Michael Cox (academic)

Michael E. Cox (born 1947) is a British academic and international relations scholar. He is currently a professor of international relations at the London School of Economics (LSE), where he is Co-Director of LSE IDEAS. He also teaches for the TRIUM Global Executive MBA Program, an alliance of NYU Stern, the London School of Economics and HEC School of Management.

Cox was educated at the University of Reading. He has taught at Queen's University Belfast (1972–1995), San Diego State University (1986), the College of William and Mary in Virginia (1987–1989), the University of Wales, Aberystwyth (1995–2001), the Catholic University of Milan (2003 and 2004) and the University of Melbourne (2004). He was also a Visiting Professor at the Centre for Defence and Strategic Studies in Canberra, Australia, between 2003 and 2004. In 2003, he became a Chair at the London School of Economics. He is currently Co-Director of LSE IDEAS, previously known as the Cold War Studies Centre (CWSC), with Professor Odd Arne Westad, where the Co-Directors are also Co-Editors of the London School of Economics CWSC journal, Cold War History.[1]

As a writer, Cox has authored many books on international politics, the Cold War, US foreign policy and the behaviour of superpowers.

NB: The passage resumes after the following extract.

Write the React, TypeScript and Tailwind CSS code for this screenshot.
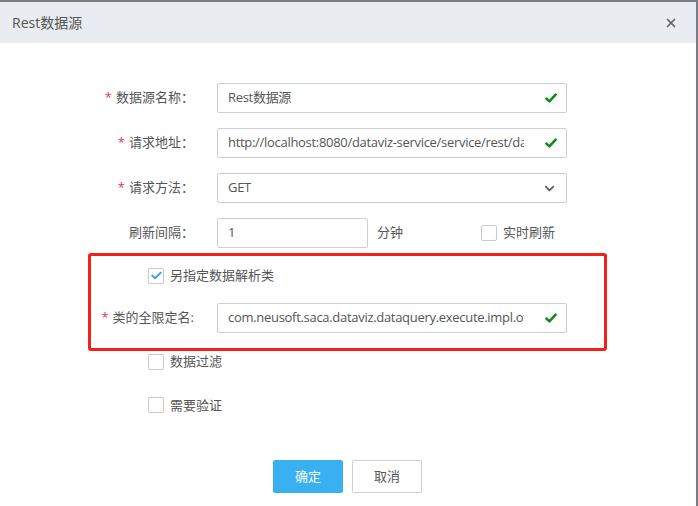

He has contributed to many academic journals and has been the editor of the Review of International Studies, International Relations and International Politics. He is also the General Editor of Rethinking World Politics, a Palgrave book series.[1]

Cox has been a member of the Executive Committee of the British International Studies Association and the Irish National Committee for the Study of International Affairs. From 1994, he became an Associate Research Fellow at Chatham House, London. Between 2001 and 2002, he was Director of the David Davies Memorial Institute for the Study of International Politics. He was appointed as a senior fellow at the Nobel Institute in Oslo in 2002. In 2003, he was Chair of the United States Discussion Group at the Royal Institute of International Affairs. He became a member of the board of the Cambridge Studies in International Relations in 2003. He held the Publications portfolio on the European Consortium for Political Research (ECPR) before being elected Chair of the ECPR, the biggest political science association in Europe and the second largest in the world, in 2006.[1]